▸ Available records:
/---
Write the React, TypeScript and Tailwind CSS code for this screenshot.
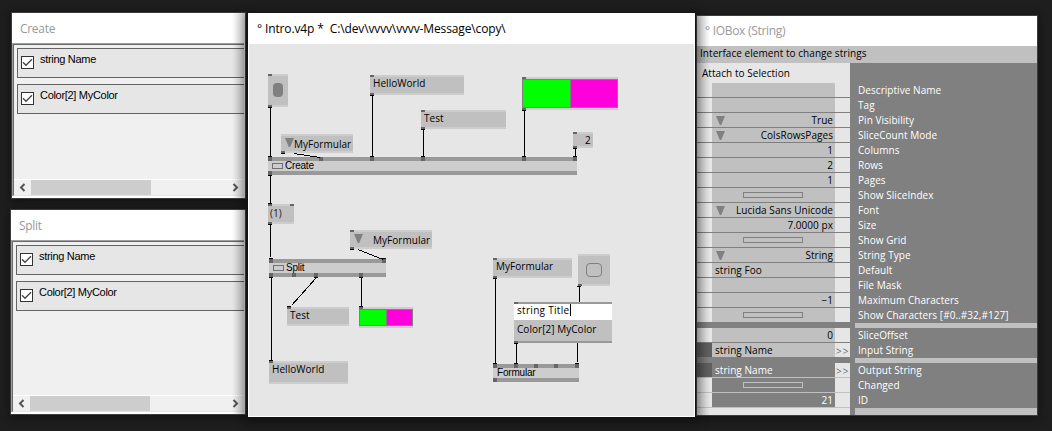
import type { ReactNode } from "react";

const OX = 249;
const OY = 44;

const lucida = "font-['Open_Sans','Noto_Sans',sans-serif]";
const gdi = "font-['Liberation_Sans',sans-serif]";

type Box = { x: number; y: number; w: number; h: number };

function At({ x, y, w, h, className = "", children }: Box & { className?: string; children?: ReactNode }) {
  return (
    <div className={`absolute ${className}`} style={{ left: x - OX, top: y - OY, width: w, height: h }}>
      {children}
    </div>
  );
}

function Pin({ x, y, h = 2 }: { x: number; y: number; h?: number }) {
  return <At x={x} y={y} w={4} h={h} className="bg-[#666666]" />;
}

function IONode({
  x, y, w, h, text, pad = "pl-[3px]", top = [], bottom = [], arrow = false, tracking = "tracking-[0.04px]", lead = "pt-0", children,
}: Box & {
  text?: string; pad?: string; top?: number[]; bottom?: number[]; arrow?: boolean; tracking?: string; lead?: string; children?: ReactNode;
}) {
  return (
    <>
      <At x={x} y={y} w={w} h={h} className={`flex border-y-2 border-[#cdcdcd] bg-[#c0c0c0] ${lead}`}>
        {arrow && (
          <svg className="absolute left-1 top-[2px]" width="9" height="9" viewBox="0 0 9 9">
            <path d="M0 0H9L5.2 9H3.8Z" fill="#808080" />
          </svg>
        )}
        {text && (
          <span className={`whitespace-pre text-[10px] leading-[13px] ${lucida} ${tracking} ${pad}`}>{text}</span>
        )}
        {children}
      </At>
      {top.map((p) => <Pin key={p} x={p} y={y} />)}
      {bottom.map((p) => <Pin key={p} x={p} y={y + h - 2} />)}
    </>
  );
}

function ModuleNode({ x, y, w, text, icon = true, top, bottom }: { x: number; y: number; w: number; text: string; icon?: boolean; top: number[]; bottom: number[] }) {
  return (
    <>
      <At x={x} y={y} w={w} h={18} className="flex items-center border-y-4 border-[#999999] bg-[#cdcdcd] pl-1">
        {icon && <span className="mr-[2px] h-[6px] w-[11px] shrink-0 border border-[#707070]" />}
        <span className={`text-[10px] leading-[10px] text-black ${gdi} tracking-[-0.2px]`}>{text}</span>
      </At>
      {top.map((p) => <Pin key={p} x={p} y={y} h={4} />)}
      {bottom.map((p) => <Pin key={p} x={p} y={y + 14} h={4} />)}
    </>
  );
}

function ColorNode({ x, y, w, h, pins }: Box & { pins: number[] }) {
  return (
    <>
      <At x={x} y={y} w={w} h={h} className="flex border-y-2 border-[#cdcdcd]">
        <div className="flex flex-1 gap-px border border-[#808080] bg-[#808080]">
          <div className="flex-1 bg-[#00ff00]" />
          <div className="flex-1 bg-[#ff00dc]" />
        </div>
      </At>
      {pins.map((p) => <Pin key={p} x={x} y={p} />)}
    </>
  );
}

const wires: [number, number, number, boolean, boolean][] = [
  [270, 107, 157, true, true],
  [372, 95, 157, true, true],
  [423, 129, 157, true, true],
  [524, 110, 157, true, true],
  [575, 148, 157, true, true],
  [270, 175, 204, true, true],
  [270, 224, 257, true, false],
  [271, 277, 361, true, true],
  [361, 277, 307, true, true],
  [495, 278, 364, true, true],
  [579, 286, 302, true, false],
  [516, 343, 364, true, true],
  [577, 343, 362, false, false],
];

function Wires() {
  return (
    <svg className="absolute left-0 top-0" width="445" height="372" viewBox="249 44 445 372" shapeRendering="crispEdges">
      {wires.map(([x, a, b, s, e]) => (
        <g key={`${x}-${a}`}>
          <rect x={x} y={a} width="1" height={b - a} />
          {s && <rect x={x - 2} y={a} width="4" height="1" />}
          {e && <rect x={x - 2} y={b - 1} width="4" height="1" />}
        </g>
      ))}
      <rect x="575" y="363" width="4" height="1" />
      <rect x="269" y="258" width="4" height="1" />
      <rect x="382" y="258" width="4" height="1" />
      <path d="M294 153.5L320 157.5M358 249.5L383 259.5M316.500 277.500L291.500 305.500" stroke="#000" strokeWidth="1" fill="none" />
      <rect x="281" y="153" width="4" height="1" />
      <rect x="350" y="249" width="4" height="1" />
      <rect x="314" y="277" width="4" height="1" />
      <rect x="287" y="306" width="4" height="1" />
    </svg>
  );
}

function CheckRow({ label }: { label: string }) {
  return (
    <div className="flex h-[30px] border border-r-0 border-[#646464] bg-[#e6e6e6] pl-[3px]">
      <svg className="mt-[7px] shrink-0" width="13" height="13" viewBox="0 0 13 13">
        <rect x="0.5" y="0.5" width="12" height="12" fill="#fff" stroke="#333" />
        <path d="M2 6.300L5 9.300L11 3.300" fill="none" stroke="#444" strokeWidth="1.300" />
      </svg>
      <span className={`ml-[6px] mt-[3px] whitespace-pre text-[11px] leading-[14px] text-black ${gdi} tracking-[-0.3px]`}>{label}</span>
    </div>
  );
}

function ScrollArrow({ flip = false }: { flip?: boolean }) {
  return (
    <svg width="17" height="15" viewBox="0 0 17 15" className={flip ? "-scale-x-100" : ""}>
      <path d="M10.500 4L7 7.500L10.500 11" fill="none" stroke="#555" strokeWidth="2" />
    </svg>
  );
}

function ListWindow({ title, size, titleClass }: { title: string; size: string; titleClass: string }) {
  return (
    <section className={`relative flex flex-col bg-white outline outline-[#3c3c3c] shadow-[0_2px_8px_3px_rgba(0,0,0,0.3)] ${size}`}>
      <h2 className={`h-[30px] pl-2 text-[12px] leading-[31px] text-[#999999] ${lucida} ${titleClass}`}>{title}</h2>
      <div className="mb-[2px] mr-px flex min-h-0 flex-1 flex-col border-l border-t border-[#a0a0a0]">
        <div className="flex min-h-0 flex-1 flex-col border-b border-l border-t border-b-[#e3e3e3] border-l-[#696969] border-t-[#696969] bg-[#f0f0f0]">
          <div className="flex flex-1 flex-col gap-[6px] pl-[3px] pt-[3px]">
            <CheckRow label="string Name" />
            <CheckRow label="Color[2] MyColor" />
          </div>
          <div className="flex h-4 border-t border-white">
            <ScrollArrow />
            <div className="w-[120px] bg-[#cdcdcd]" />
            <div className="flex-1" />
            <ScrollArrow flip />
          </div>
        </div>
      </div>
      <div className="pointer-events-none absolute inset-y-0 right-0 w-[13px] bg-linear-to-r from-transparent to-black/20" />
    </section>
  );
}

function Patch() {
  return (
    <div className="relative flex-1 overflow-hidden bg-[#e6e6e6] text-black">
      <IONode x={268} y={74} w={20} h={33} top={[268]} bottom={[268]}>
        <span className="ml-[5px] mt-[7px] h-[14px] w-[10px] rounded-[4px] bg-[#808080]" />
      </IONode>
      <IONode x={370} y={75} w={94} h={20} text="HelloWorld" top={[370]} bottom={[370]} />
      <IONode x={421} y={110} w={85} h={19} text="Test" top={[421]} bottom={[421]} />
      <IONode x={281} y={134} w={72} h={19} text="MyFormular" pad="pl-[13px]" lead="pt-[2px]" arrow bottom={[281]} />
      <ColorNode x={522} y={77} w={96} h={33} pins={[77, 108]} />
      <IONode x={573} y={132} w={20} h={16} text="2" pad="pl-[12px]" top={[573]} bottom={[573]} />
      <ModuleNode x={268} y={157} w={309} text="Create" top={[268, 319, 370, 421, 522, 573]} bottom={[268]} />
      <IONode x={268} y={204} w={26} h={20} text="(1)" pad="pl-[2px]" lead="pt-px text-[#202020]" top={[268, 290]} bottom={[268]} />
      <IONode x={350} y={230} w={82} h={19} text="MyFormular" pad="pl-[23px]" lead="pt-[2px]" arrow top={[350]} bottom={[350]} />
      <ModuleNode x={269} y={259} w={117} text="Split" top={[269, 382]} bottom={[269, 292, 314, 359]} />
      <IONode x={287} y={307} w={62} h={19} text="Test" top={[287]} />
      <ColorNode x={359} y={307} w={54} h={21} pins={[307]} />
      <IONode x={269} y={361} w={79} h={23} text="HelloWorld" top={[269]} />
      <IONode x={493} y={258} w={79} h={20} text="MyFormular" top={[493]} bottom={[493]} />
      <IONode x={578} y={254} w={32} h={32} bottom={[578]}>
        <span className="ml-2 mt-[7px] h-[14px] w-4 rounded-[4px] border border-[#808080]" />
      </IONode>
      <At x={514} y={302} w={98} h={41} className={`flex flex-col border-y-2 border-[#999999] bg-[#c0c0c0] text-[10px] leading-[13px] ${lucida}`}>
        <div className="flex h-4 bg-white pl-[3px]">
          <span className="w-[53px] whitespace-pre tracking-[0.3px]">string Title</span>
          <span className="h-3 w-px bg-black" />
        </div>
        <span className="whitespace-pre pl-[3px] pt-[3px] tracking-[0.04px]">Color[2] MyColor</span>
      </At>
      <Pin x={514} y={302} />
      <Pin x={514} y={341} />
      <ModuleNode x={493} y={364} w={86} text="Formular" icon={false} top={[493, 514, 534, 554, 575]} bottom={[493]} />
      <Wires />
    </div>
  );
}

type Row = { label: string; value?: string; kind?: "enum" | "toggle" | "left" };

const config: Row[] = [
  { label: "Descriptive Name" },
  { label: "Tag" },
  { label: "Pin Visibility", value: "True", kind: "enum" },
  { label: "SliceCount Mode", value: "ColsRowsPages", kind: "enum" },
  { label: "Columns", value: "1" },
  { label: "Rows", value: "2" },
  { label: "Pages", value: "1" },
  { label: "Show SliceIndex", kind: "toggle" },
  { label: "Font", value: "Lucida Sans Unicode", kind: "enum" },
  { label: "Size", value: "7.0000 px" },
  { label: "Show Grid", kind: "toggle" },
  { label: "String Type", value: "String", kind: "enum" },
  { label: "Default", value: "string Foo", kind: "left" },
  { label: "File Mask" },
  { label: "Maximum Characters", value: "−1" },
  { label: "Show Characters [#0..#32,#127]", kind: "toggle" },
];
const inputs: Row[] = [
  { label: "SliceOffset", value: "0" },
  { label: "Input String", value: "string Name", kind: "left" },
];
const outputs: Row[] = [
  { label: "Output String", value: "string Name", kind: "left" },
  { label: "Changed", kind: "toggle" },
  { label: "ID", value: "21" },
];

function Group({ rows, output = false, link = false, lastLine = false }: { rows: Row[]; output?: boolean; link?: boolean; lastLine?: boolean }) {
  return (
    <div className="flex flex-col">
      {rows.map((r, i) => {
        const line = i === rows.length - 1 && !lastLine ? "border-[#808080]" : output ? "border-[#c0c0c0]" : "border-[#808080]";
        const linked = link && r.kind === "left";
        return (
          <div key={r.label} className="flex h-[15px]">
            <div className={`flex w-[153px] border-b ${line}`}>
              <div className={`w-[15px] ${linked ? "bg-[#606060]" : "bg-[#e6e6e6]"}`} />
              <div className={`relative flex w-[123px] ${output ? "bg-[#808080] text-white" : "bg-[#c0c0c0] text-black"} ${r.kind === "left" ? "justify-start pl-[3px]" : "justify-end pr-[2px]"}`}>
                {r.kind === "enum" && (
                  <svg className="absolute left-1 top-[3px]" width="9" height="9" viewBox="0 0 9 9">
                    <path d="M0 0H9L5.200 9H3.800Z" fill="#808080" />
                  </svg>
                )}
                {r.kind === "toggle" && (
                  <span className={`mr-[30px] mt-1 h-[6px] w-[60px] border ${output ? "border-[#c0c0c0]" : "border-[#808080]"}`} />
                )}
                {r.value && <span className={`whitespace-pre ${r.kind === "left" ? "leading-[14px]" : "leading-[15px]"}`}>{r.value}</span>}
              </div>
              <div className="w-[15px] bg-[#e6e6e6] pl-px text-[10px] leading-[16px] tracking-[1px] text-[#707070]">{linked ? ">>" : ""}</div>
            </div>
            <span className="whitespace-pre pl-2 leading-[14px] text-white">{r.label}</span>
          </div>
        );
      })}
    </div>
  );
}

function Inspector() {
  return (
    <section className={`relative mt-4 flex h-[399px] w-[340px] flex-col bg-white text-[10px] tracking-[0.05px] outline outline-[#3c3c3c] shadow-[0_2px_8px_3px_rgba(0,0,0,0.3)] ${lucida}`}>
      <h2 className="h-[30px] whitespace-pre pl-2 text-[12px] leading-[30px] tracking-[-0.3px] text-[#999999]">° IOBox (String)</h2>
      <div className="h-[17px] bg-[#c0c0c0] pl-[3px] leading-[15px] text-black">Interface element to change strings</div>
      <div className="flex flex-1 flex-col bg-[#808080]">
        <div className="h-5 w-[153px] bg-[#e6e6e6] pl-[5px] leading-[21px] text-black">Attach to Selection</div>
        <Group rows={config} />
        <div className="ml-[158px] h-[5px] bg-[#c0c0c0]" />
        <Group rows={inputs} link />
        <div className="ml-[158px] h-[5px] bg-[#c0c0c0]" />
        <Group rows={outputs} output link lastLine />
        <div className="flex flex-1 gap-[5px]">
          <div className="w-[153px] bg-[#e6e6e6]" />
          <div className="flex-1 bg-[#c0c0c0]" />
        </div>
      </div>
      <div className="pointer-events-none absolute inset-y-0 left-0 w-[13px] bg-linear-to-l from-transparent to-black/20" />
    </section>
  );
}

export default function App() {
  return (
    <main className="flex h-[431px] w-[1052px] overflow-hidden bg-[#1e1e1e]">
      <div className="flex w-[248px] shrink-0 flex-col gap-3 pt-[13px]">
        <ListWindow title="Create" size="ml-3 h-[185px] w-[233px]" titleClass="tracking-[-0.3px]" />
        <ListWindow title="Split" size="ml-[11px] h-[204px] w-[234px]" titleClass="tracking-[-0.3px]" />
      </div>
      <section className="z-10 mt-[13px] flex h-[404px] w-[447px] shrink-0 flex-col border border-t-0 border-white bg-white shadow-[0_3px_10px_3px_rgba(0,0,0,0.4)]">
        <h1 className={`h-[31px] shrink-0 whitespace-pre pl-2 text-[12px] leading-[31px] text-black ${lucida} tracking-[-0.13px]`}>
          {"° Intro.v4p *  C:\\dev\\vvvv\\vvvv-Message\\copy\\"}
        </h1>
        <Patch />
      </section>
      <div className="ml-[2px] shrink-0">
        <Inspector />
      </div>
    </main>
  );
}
\---
/---
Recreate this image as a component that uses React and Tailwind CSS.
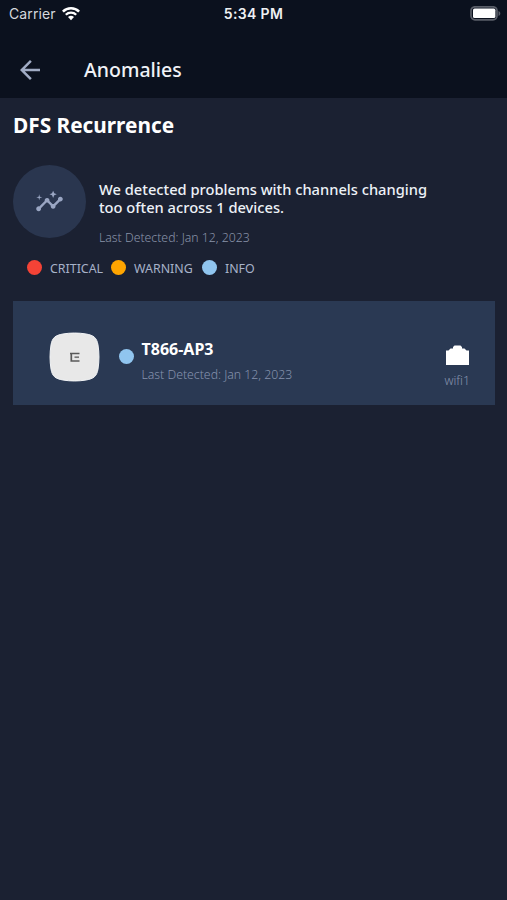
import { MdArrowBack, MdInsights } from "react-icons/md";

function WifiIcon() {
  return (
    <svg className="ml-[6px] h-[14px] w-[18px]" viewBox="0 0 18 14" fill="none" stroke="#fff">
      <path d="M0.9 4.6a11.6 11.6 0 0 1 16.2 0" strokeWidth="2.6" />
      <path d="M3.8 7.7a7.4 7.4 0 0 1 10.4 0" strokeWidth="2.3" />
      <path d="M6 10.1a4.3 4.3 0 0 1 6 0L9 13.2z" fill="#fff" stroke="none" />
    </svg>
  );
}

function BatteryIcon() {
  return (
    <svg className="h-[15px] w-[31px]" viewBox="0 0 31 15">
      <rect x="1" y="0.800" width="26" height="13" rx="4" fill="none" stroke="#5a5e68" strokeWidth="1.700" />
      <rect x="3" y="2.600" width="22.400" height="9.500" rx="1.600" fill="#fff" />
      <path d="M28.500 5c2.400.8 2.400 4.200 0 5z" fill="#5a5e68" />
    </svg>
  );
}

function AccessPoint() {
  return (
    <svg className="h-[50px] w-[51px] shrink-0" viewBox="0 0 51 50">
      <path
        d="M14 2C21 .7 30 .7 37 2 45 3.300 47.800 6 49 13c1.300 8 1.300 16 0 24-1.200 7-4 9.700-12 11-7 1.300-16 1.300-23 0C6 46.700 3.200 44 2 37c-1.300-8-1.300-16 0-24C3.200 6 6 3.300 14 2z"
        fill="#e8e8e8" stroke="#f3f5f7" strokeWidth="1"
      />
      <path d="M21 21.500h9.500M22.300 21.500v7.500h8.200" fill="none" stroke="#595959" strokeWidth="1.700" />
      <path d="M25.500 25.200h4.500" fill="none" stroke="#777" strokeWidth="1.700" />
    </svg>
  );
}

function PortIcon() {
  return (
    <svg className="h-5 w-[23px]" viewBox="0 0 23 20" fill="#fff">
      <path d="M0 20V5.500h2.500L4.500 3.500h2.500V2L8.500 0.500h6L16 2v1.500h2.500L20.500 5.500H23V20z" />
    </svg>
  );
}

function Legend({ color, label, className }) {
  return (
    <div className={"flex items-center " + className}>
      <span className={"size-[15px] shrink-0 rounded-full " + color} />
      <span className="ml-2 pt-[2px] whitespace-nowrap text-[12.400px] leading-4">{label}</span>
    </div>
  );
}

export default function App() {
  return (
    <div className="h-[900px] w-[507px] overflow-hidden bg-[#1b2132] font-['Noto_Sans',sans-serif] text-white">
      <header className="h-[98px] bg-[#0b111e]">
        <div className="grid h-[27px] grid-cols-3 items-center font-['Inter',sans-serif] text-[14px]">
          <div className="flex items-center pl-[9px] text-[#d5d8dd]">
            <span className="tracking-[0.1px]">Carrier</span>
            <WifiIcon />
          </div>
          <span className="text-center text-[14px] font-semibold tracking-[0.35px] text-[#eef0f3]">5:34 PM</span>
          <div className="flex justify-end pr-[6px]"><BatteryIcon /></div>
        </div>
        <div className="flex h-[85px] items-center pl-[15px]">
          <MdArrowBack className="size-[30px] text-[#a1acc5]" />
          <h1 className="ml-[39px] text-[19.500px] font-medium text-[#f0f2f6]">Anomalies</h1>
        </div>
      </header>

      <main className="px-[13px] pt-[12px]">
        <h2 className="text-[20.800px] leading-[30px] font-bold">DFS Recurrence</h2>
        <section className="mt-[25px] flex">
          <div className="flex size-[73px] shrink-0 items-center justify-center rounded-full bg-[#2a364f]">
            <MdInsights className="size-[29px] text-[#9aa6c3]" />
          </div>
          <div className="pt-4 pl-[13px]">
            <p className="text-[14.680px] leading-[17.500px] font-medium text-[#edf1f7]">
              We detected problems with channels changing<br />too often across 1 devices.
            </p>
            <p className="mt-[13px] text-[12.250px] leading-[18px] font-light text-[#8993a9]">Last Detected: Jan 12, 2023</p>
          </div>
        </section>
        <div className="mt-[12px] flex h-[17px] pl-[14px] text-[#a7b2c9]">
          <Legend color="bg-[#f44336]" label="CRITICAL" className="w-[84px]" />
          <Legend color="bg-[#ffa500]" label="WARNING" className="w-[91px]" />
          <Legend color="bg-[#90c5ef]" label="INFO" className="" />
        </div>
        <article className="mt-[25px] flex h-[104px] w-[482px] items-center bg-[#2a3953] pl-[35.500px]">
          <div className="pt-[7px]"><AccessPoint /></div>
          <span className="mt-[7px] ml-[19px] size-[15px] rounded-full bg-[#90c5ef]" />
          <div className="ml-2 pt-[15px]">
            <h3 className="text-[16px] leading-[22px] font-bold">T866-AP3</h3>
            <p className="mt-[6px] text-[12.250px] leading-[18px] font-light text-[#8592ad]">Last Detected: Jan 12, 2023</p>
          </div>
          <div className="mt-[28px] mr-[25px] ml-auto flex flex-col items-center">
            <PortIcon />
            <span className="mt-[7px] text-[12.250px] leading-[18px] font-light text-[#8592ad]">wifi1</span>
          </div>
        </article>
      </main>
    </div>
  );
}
\---
/---
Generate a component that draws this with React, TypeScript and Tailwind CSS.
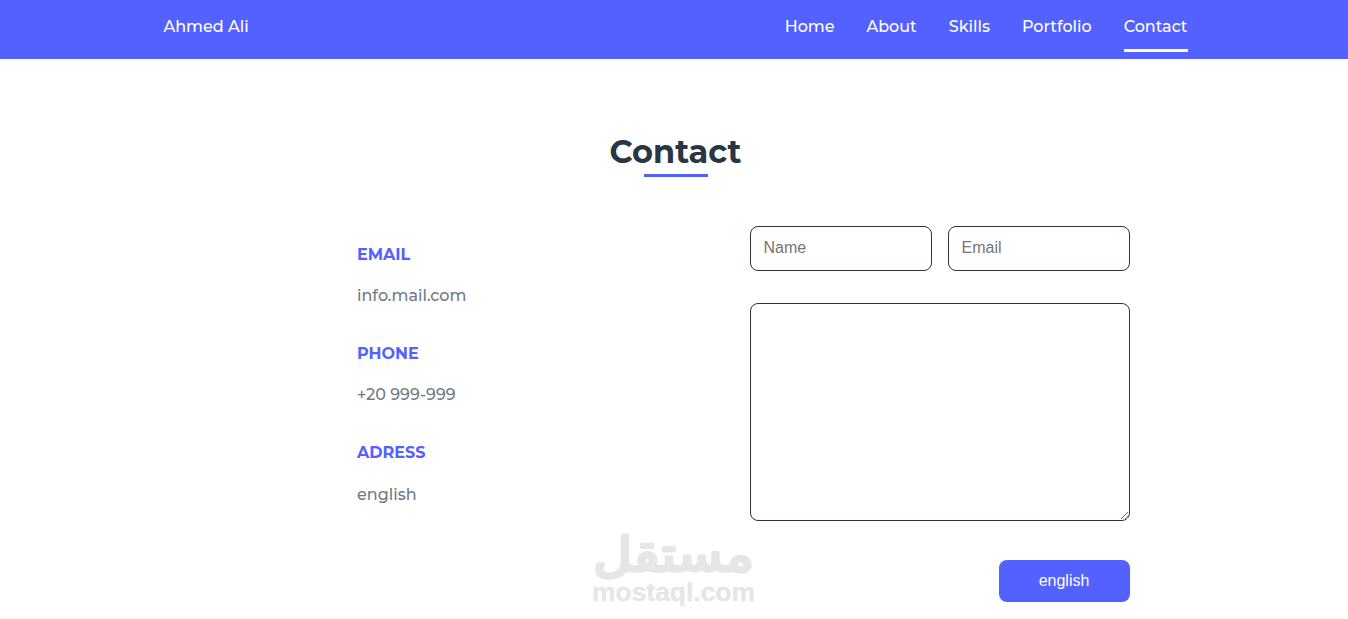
\---
▸ Your goal: Copy every single line of the material above that holds "Tailwind".

▸ Response:
Write the React, TypeScript and Tailwind CSS code for this screenshot.
Recreate this image as a component that uses React and Tailwind CSS.
Generate a component that draws this with React, TypeScript and Tailwind CSS.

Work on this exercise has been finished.